Vint l’ère des « sommets » francophones, où l’Académie française est toujours invitée et présente. La plus grande partie des sujets débattus et des solutions prises n’ont-ils pas trait à la culture, à l’enseignement, à la formation, à la communication, sous toutes ses formes écrites, parlées et visuelles ? N’oublions pas qu’entre les sommets, il y a le « suivi », et son Comité, qui est le véritable organe exécutif de la Conférence. On n’insistera jamais assez sur ce que l’avenir de notre communauté devra au président de ce comité, depuis Dakar, le député Christian Valantin, auquel l’Académie a tenu à décerner, comme elle l’avait fait pour l’ambassadeur Leprette, la grande médaille de la Francophonie.
L’Académie, Messieurs, se réjouit fort de ce que l’AUPELF réponde sans cesse davantage à la mission que son président, le recteur Bakary Tio Touré, hier, définissait et résumait dans cette magnifique formule, d’ailleurs soulignée aussitôt par le président du Sénégal et de la Conférence, M. Abdou Diouf : « Délivrer en français le message du progrès. » C’est plus qu’une formule, c’est une devise. Inscrivez-la sur une médaille, si vous en faites frapper. Et que le nom de Bakary Tio Touré vous soit toujours cher.
L’Académie se réjouit de ce que l’AUPELF ait choisi d’appeler à sa prochaine présidence un universitaire issu des pays arabes. Ne méconnaissons pas que ces pays ne peuvent être dénommés francophones ; ils sont arabophones, et d’abord parce que la langue de leur religion dominante, et souvent religion d’État, est l’arabe. Ils sont francophones partiellement mais, surtout au Maghreb, nombreusement, et non pas seulement par un phénomène historique, mais bien pour certains par un choix, afin de recevoir aussi en français « les messages du progrès ».
La présence à votre tête d’un Arabe ou d’un Maghrébin ne peut avoir que d’heureuses conséquences sur la relation arabo-européenne comme sur la relation, si importante, arabo-africaine ; et je présente d’avance, à celui que vous élirez, mes félicitations assorties de l’expression de ma confiance et de mes vœux de succès.
L’Académie se réjouit aussi de ce que l’UREF, cette émanation de l’AUPELF et sa partenaire intégrée, joue un rôle de plus en plus actif et reconnu, de par, notamment, ses publications scientifiques dont on nous dit de tous côtés qu’elles sont d’une qualité remarquable.

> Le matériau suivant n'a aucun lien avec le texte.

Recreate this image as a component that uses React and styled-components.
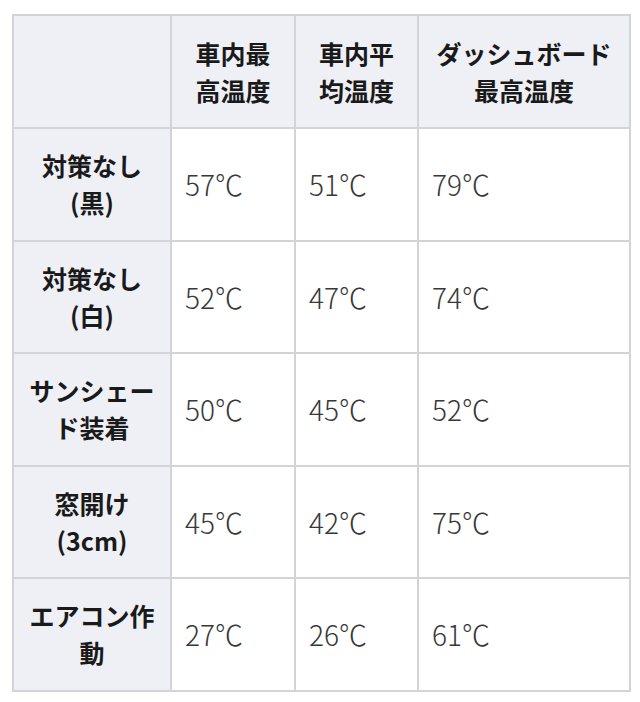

Vous savez que le maintien du français comme langue scientifique est un de nos grands soucis. L’UREF nous apporte un élément d’espérance.
L’Académie enfin se réjouit de ce que l’Université Senghor d’Alexandrie au service du développement africain, cet établissement atypique, auquel le Président Abdou Diouf faisait, hier également, référence élogieuse, soit désormais membre de l’AUPELF.
Née de la conjonction d’une initiative de l’Académie française, d’un vœu égyptien et d’une générosité italienne, officiellement créée par le protocole de Dakar, financée par plusieurs États, par de nombreux organismes publics et par maintes libéralités privées, soutenue par le ministre de la Francophonie et par l’ACCT, cette université, vraiment internationale par ses statuts juridiques, son corps d’enseignants, et par ses étudiants, commence de former des cadres supérieurs pour l’Afrique, des hommes et des femmes capables de devenir de grands gestionnaires de l’économie publique et privée, des auteurs de grands programmes, des directeurs de ministères, des diplomates de haut niveau, nantis non seulement de la maîtrise certaine d’une spécialité, mais aussi d’une culture générale, d’une ouverture de l’intelligence sur les grands problèmes du monde et de l’homme.
L’embryon du projet surgit au printemps de 1988. Lorsque, six mois plus tard, j’annonçai que l’université ouvrirait ses portes à l’automne de 1990, on me regarda avec quelque incrédulité, et même un peu d’inquiétude, comme si un doute pesait sur mes facultés d’appréciation des réalités. Mettre sur pied en deux ans et demi un institut d’enseignement supérieur ? Pour un peu on aurait dit que je parlais à travers mon bicorne.
Le 1er octobre 1990, la première promotion de quatre-vingt-dix auditeurs, tous boursiers, sélectionnés parmi plus de cinq cents candidats soumis à un concours très difficile, prenait ses premiers cours, et quatre chefs d’État, le 4 novembre, inauguraient officiellement et superbement l’Université Senghor, en présence du Président Senghor lui-même.
Aujourd’hui, on me demande la recette de cette rapidité. Elle est simple, et je vous la communique bien volontiers. Elle s’appelle l’amitié, la concentration, la mobilisation des amitiés. Et voilà tout. Beaucoup de ces amis sont ici, dans cette salle ; je vois leurs visages; je me rappelle leurs enthousiasmes, leurs voyages, leurs travaux. Je les remercie du témoignage qu’ils ont donné de la merveilleuse solidarité des peuples qui ont la langue française en partage.
Sur celle-ci, je voudrais rappeler, pour clore mon propos, ce mot du pape Paul VI, qui la choisissait souvent pour exprimer ses pensées les plus profondes : « Le français permet la magistrature de l’essentiel. »
Magistrature, magister, maître.
Messieurs les maîtres ès langue française, l’essentiel est entre vos mains.